■ **Brief**: Write out each line exactly as given. Leave the pictures out of your copy.

■ **Dataset excerpt**:
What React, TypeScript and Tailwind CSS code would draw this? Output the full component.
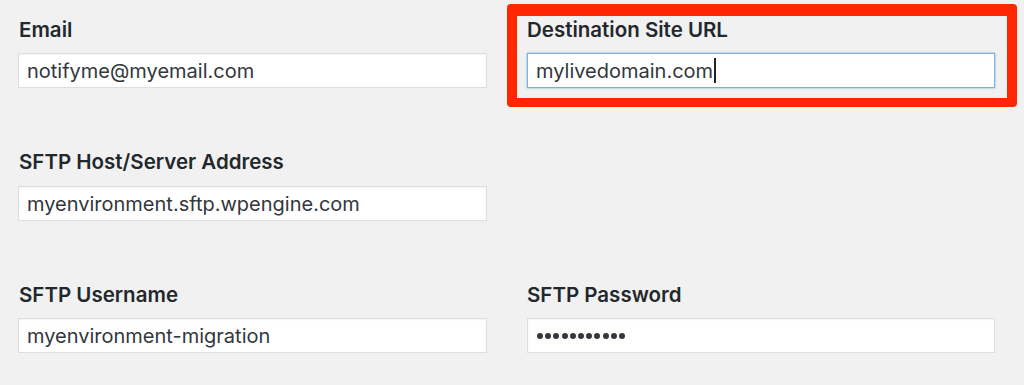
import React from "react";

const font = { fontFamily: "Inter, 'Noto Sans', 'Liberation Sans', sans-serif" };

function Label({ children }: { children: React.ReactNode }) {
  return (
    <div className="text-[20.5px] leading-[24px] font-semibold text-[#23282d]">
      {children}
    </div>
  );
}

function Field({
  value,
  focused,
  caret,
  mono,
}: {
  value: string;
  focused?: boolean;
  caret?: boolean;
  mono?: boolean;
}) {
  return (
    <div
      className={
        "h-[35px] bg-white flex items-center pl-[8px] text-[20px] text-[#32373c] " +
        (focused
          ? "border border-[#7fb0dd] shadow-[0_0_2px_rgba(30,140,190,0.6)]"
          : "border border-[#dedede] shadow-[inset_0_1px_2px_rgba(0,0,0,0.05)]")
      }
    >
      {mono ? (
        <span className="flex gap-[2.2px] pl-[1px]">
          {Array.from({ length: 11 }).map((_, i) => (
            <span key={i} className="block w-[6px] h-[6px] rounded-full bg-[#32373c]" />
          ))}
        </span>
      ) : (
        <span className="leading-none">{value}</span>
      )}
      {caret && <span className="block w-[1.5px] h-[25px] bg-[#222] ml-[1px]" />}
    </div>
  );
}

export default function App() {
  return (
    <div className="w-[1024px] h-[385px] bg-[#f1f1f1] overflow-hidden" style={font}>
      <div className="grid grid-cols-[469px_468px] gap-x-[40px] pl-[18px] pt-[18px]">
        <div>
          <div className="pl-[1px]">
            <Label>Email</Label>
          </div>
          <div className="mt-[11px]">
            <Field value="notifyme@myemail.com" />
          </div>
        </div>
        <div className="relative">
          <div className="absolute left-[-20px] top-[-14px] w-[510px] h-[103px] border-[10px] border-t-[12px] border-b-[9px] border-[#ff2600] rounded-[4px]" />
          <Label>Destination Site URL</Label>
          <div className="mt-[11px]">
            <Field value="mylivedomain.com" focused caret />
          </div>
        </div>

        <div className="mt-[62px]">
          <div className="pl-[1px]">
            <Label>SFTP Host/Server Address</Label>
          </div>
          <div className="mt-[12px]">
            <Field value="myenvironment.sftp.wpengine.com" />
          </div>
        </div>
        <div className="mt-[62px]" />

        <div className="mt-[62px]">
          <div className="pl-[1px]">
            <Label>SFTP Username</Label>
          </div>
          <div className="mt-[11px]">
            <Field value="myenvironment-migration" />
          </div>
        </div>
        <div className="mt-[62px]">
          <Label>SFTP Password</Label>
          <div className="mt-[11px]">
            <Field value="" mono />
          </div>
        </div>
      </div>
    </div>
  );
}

■ **Exercise response**:
What React, TypeScript and Tailwind CSS code would draw this? Output the full component.
import React from "react";

const font = { fontFamily: "Inter, 'Noto Sans', 'Liberation Sans', sans-serif" };

function Label({ children }: { children: React.ReactNode }) {
  return (
    <div className="text-[20.5px] leading-[24px] font-semibold text-[#23282d]">
      {children}
    </div>
  );
}

function Field({
  value,
  focused,
  caret,
  mono,
}: {
  value: string;
  focused?: boolean;
  caret?: boolean;
  mono?: boolean;
}) {
  return (
    <div
      className={
        "h-[35px] bg-white flex items-center pl-[8px] text-[20px] text-[#32373c] " +
        (focused
          ? "border border-[#7fb0dd] shadow-[0_0_2px_rgba(30,140,190,0.6)]"
          : "border border-[#dedede] shadow-[inset_0_1px_2px_rgba(0,0,0,0.05)]")
      }
    >
      {mono ? (
        <span className="flex gap-[2.2px] pl-[1px]">
          {Array.from({ length: 11 }).map((_, i) => (
            <span key={i} className="block w-[6px] h-[6px] rounded-full bg-[#32373c]" />
          ))}
        </span>
      ) : (
        <span className="leading-none">{value}</span>
      )}
      {caret && <span className="block w-[1.5px] h-[25px] bg-[#222] ml-[1px]" />}
    </div>
  );
}

export default function App() {
  return (
    <div className="w-[1024px] h-[385px] bg-[#f1f1f1] overflow-hidden" style={font}>
      <div className="grid grid-cols-[469px_468px] gap-x-[40px] pl-[18px] pt-[18px]">
        <div>
          <div className="pl-[1px]">
            <Label>Email</Label>
          </div>
          <div className="mt-[11px]">
            <Field value="notifyme@myemail.com" />
          </div>
        </div>
        <div className="relative">
          <div className="absolute left-[-20px] top-[-14px] w-[510px] h-[103px] border-[10px] border-t-[12px] border-b-[9px] border-[#ff2600] rounded-[4px]" />
          <Label>Destination Site URL</Label>
          <div className="mt-[11px]">
            <Field value="mylivedomain.com" focused caret />
          </div>
        </div>

        <div className="mt-[62px]">
          <div className="pl-[1px]">
            <Label>SFTP Host/Server Address</Label>
          </div>
          <div className="mt-[12px]">
            <Field value="myenvironment.sftp.wpengine.com" />
          </div>
        </div>
        <div className="mt-[62px]" />

        <div className="mt-[62px]">
          <div className="pl-[1px]">
            <Label>SFTP Username</Label>
          </div>
          <div className="mt-[11px]">
            <Field value="myenvironment-migration" />
          </div>
        </div>
        <div className="mt-[62px]">
          <Label>SFTP Password</Label>
          <div className="mt-[11px]">
            <Field value="" mono />
          </div>
        </div>
      </div>
    </div>
  );
}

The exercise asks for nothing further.